Tra il Cavaliere e la Meloni l’ombra di Putin

No, il caso Berlusconi nel centrodestra non si è chiuso. L’incontro con Giorgia Meloni di lunedì a via della Scrofa non è stato risolutivo, nonostante le sorridenti foto finali. Il Cavaliere continua ad andare a briglia sciolta e finisce per riaprire le polemiche nella maggioranza.

Questo non vuol dire che la Meloni non riuscirà a formare il suo governo in tempi anche rapidi (giuramento domenica o lunedi?): il quadro ormai è sostanzialmente delineato, la compagine che verrà proposta al Capo dello Stato quasi pronta, e Forza Italia alla fine si contenterà dei ministeri che già Meloni ha proposto. Ma Berlusconi scalpita e dimostra con le sue parole che i rapporti non saranno facili, né domani né dopodomani. Lo si desume dal resoconto che il fondatore di Forza Italia ha fatto ai suoi parlamentari proprio dell’incontro con la Meloni, che lui chiama sarcasticamente «la signora»: «Mi ha riso in faccia quando gli ho chiesto prima tre e poi due ministeri in più». In più, ha raccontato che la futura premier sarebbe d’accordo con lui nell’affidare il ministero della Giustizia a Elisabetta Casellati, la forzista ex presidente del Senato. Una immediata smentita di Fratelli d’Italia lo ha fulminato: «Il candidato numero uno è Carlo Nordio». Senza contare che Berlusconi è tornato a parlare di Putin con parole – smentite, ma c’è il nastro registrato – che mettono in imbarazzo la Meloni e la sua linea atlantista. Berlusconi ha detto di aver riallacciato i rapporti con Putin, che al suo compleanno ha ricevuto da Mosca uno scatolone di bottiglie di vodka accompagnato da «una lettera dolcissima» cui lui ha risposto «con lambrusco e una lettera altrettanto dolce».

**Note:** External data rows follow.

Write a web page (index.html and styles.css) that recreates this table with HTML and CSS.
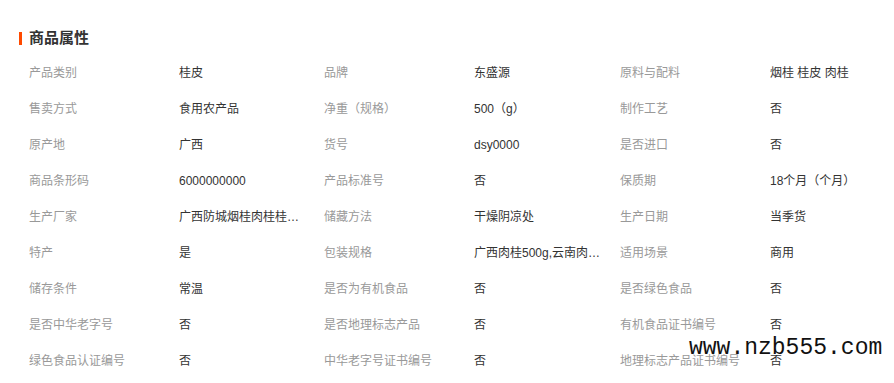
FILE: index.html
```html
<!DOCTYPE html>
<html lang="zh-CN">
<head>
<meta charset="utf-8">
<title>商品属性</title>
<link rel="stylesheet" href="styles.css">
</head>
<body>
<div class="page">
  <h2 class="title"><span class="bar"></span>商品属性</h2>
  <div class="attrs">
    <span class="k">产品类别</span><span class="v">桂皮</span>
    <span class="k">品牌</span><span class="v">东盛源</span>
    <span class="k">原料与配料</span><span class="v">烟桂 桂皮 肉桂</span>

    <span class="k">售卖方式</span><span class="v">食用农产品</span>
    <span class="k">净重（规格）</span><span class="v">500（g）</span>
    <span class="k">制作工艺</span><span class="v">否</span>

    <span class="k">原产地</span><span class="v">广西</span>
    <span class="k">货号</span><span class="v">dsy0000</span>
    <span class="k">是否进口</span><span class="v">否</span>

    <span class="k">商品条形码</span><span class="v">6000000000</span>
    <span class="k">产品标准号</span><span class="v">否</span>
    <span class="k">保质期</span><span class="v">18个月（个月）</span>

    <span class="k">生产厂家</span><span class="v">广西防城烟桂肉桂桂皮香料厂</span>
    <span class="k">储藏方法</span><span class="v">干燥阴凉处</span>
    <span class="k">生产日期</span><span class="v">当季货</span>

    <span class="k">特产</span><span class="v">是</span>
    <span class="k">包装规格</span><span class="v">广西肉桂500g,云南肉桂500g</span>
    <span class="k">适用场景</span><span class="v">商用</span>

    <span class="k">储存条件</span><span class="v">常温</span>
    <span class="k">是否为有机食品</span><span class="v">否</span>
    <span class="k">是否绿色食品</span><span class="v">否</span>

    <span class="k">是否中华老字号</span><span class="v">否</span>
    <span class="k">是否地理标志产品</span><span class="v">否</span>
    <span class="k">有机食品证书编号</span><span class="v">否</span>

    <span class="k">绿色食品认证编号</span><span class="v">否</span>
    <span class="k">中华老字号证书编号</span><span class="v">否</span>
    <span class="k">地理标志产品证书编号</span><span class="v">否</span>
  </div>
</div>
<div class="watermark">www.nzb555.com</div>
</body>
</html>
```

FILE: styles.css
```css
html, body {
  margin: 0;
  padding: 0;
  background: #fff;
}

body {
  font-family: "Liberation Sans", "Noto Sans CJK SC", sans-serif;
  font-size: 12px;
  color: #333;
  width: 894px;
  height: 383px;
  overflow: hidden;
  position: relative;
}

.page {
  padding: 28px 10px 0 19px;
}

.title {
  display: flex;
  align-items: center;
  gap: 7px;
  height: 20px;
  margin: 0;
  font-size: 15px;
  font-weight: bold;
  color: #333;
  line-height: 20px;
}

.bar {
  width: 3px;
  height: 13px;
  background: #ff4a00;
}

.attrs {
  display: grid;
  grid-template-columns: 150px 145px 150px 146px 150px 1fr;
  grid-auto-rows: 36px;
  margin: 7px 0 0 10px;
  line-height: 36px;
}

.k {
  color: #999;
  white-space: nowrap;
}

.v {
  color: #333;
  white-space: nowrap;
  overflow: hidden;
  text-overflow: ellipsis;
  padding-right: 19px;
}

.watermark {
  position: absolute;
  left: 689px;
  top: 337px;
  font-family: "Liberation Mono", monospace;
  font-size: 23px;
  line-height: 23px;
  color: #111;
}
```
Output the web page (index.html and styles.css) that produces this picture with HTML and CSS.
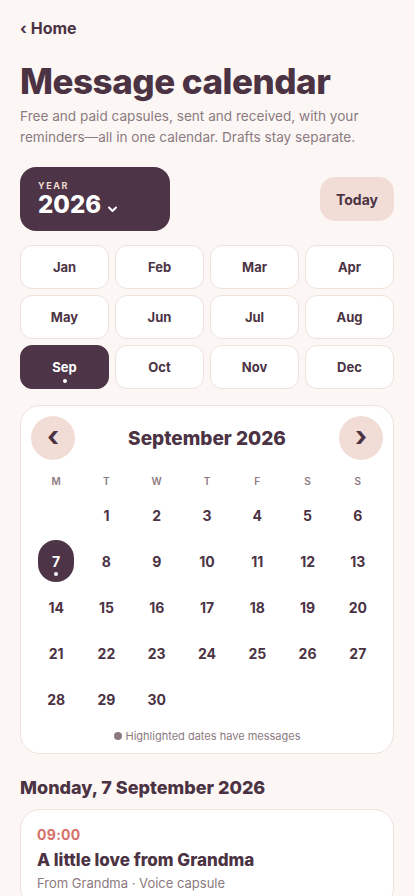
FILE: index.html
```html
<!DOCTYPE html>
<html lang="en">
<head>
    <meta charset="UTF-8" />
    <meta name="viewport" content="width=device-width, initial-scale=1" />
    <title>Message calendar</title>
    <link rel="stylesheet" href="styles.css">
</head>
<body>
    <main class="page">
        <a href="#" class="back">&lsaquo; Home</a>
        <h1 class="title">Message calendar</h1>
        <p class="intro">Free and paid capsules, sent and received, with your reminders—all in one calendar. Drafts stay separate.</p>

        <div class="toolbar">
            <button class="year-btn">
                <span class="year-label">YEAR</span>
                <span class="year-value">2026 <svg class="chev" width="11" height="7" viewBox="0 0 11 7"><path d="M2 1.5l3.5 3.5 3.5-3.5" fill="none" stroke="#fff" stroke-width="2" stroke-linecap="round" stroke-linejoin="round"/></svg></span>
            </button>
            <button class="today-btn">Today</button>
        </div>

        <div class="months">
            <button class="month">Jan</button>
            <button class="month">Feb</button>
            <button class="month">Mar</button>
            <button class="month">Apr</button>
            <button class="month">May</button>
            <button class="month">Jun</button>
            <button class="month">Jul</button>
            <button class="month">Aug</button>
            <button class="month active">Sep<span class="dot"></span></button>
            <button class="month">Oct</button>
            <button class="month">Nov</button>
            <button class="month">Dec</button>
        </div>

        <section class="calendar">
            <div class="cal-head">
                <button class="nav">&lsaquo;</button>
                <h2>September 2026</h2>
                <button class="nav">&rsaquo;</button>
            </div>
            <div class="grid weekdays">
                <span>M</span><span>T</span><span>W</span><span>T</span><span>F</span><span>S</span><span>S</span>
            </div>
            <div class="grid days">
                <span></span>
                <span class="day">1</span><span class="day">2</span><span class="day">3</span><span class="day">4</span><span class="day">5</span><span class="day">6</span>
                <span class="day selected">7<span class="dot"></span></span>
                <span class="day">8</span><span class="day">9</span><span class="day">10</span><span class="day">11</span><span class="day">12</span><span class="day">13</span>
                <span class="day">14</span><span class="day">15</span><span class="day">16</span><span class="day">17</span><span class="day">18</span><span class="day">19</span><span class="day">20</span>
                <span class="day">21</span><span class="day">22</span><span class="day">23</span><span class="day">24</span><span class="day">25</span><span class="day">26</span><span class="day">27</span>
                <span class="day">28</span><span class="day">29</span><span class="day">30</span>
            </div>
            <p class="legend"><span class="legend-dot"></span>Highlighted dates have messages</p>
        </section>

        <h3 class="day-title">Monday, 7 September 2026</h3>
        <article class="event">
            <div class="time">09:00</div>
            <div class="event-title">A little love from Grandma</div>
            <div class="meta">From Grandma · Voice capsule</div>
        </article>
    </main>
</body>
</html>
```

FILE: styles.css
```css
* {
    margin: 0;
    padding: 0;
    box-sizing: border-box;
    font-family: Inter, 'Noto Sans', sans-serif;
}
body {
    background: #fcf7f4;
    color: #4b3344;
}
button {
    font-family: inherit;
    border: none;
    cursor: pointer;
    color: inherit;
}
.page {
    padding: 17px 20px 0;
}
.back {
    display: inline-block;
    font-size: 16px;
    font-weight: 700;
    color: #4b3344;
    text-decoration: none;
    line-height: 22px;
}
.title {
    margin-top: 21px;
    font-size: 35px;
    font-weight: 800;
    letter-spacing: -0.5px;
    line-height: 42px;
}
.intro {
    margin-top: 4px;
    font-size: 13.6px;
    line-height: 21px;
    color: #8b7a81;
}
.toolbar {
    margin-top: 19px;
    display: flex;
    justify-content: space-between;
    align-items: center;
}
.year-btn {
    width: 150px;
    height: 64px;
    background: #4d3446;
    border-radius: 16px;
    display: flex;
    flex-direction: column;
    align-items: flex-start;
    justify-content: center;
    padding: 0 18px;
    color: #fff;
}
.year-label {
    font-size: 9px;
    font-weight: 700;
    letter-spacing: 1.6px;
    color: #f0dcd4;
    line-height: 11px;
}
.year-value {
    font-size: 24px;
    font-weight: 800;
    line-height: 28px;
    display: flex;
    align-items: center;
    gap: 6px;
}
.chev {
    margin-top: 10px;
}
.today-btn {
    width: 74px;
    height: 44px;
    background: #f2ddd6;
    border-radius: 15px;
    font-size: 14px;
    font-weight: 700;
}
.months {
    margin-top: 14px;
    display: grid;
    grid-template-columns: repeat(4, 1fr);
    gap: 6px 6px;
}
.month {
    position: relative;
    height: 44px;
    background: #fff;
    border: 1px solid #efe2db;
    border-radius: 12px;
    font-size: 13px;
    font-weight: 700;
}
.month.active {
    background: #4d3446;
    border-color: #4d3446;
    color: #fff;
}
.month .dot {
    position: absolute;
    left: 50%;
    bottom: 5px;
    width: 4px;
    height: 4px;
    margin-left: -2px;
    border-radius: 50%;
    background: #fff;
}
.calendar {
    margin-top: 16px;
    background: #fff;
    border: 1px solid #efe2db;
    border-radius: 20px;
    padding: 10px 10px 10px;
}
.cal-head {
    display: flex;
    align-items: center;
    justify-content: space-between;
}
.cal-head h2 {
    font-size: 19px;
    font-weight: 800;
}
.nav {
    width: 44px;
    height: 44px;
    border-radius: 50%;
    background: #f2ddd6;
    font-size: 28px;
    font-weight: 700;
    line-height: 40px;
    padding-bottom: 4px;
}
.grid {
    display: grid;
    grid-template-columns: repeat(7, 1fr);
    justify-items: center;
}
.weekdays {
    margin-top: 12px;
    font-size: 10px;
    font-weight: 600;
    color: #8b7a81;
    line-height: 18px;
}
.days {
    margin-top: 4px;
    row-gap: 4px;
}
.day {
    position: relative;
    width: 36px;
    height: 42px;
    display: flex;
    align-items: center;
    justify-content: center;
    font-size: 14px;
    font-weight: 700;
    border-radius: 18px;
}
.day.selected {
    background: #4d3446;
    color: #fff;
}
.day .dot {
    position: absolute;
    left: 50%;
    bottom: 6px;
    width: 4px;
    height: 4px;
    margin-left: -2px;
    border-radius: 50%;
    background: #fff;
}
.legend {
    margin-top: 9px;
    text-align: center;
    font-size: 11px;
    color: #8b7a81;
    display: flex;
    align-items: center;
    justify-content: center;
    gap: 4px;
}
.legend-dot {
    width: 8px;
    height: 8px;
    border-radius: 50%;
    background: #8b7a81;
}
.day-title {
    margin-top: 23px;
    font-size: 18px;
    font-weight: 800;
    line-height: 22px;
}
.event {
    margin-top: 10px;
    background: #fff;
    border: 1px solid #efe2db;
    border-radius: 20px;
    padding: 16px 16px 16px;
}
.time {
    font-size: 14px;
    font-weight: 700;
    color: #d8706a;
    letter-spacing: 0.3px;
}
.event-title {
    margin-top: 7px;
    font-size: 17px;
    font-weight: 800;
}
.meta {
    margin-top: 5px;
    font-size: 13px;
    color: #8b7a81;
}
```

Il risultato è che adesso i partner europei e americani, già diffidenti per i rapporti della Lega con «Russia Unita», sanno che nella nuova maggioranza che governa a Roma c’è anche chi, e si chiama Berlusconi non uno qualunque, si mantiene in diretto contatto con Putin contro il quale l’intero Occidente sta battagliando in difesa dell’Ucraina. Oltretutto Berlusconi è il leader del partito il cui vicepresidente è Antonio Tajani che si appresta a diventare ministro degli Esteri: per quanto Tajani goda di grande stima in parecchi ambienti internazionali dopo la sua esperienza di presidente del Parlamento europeo, ed è molto ascoltato nel Ppe, tuttavia finirà per pagare lui il dazio dei sospetti che Berlusconi è tornato a provocare. Senza contare che nella stessa giornata il neopresidente della Camera Fontana – anche lui a suo tempo considerato filo-russo – ha ripetuto le critiche di Salvini alle sanzioni contro Putin: «Possono essere controproducenti».

Insomma, il governo nascerà nei tempi previsti (anche se non va sottovalutato il vaglio che il Quirinale farà della lista con cui si presenterà Meloni al Quirinale) ma le contraddizioni del centrodestra continuano a ribollire e non è detto che si assopiscano. Si capisce che Berlusconi e Salvini vogliono il loro spazio di manovra e continueranno a coltivare il loro protagonismo: non è sfuggito l’annuncio del leader leghista che si appresta a radunare i suoi esperti economici per discutere di pensioni, flat tax, bollette, ecc. Un po’ come quando, da ministro degli Interni del governo giallo-verde riuniva al Viminale gli esponenti del mondo economico-sindacale scavalcando Conte e l’allora ministro dell’Economia Tria. Nel frattempo le opposizioni litigano sulle vicepresidenze: Pd e M5S si sono accordati per non lasciare a Calenda-Renzi neanche uno strapuntino ai vertici di Camera e Senato.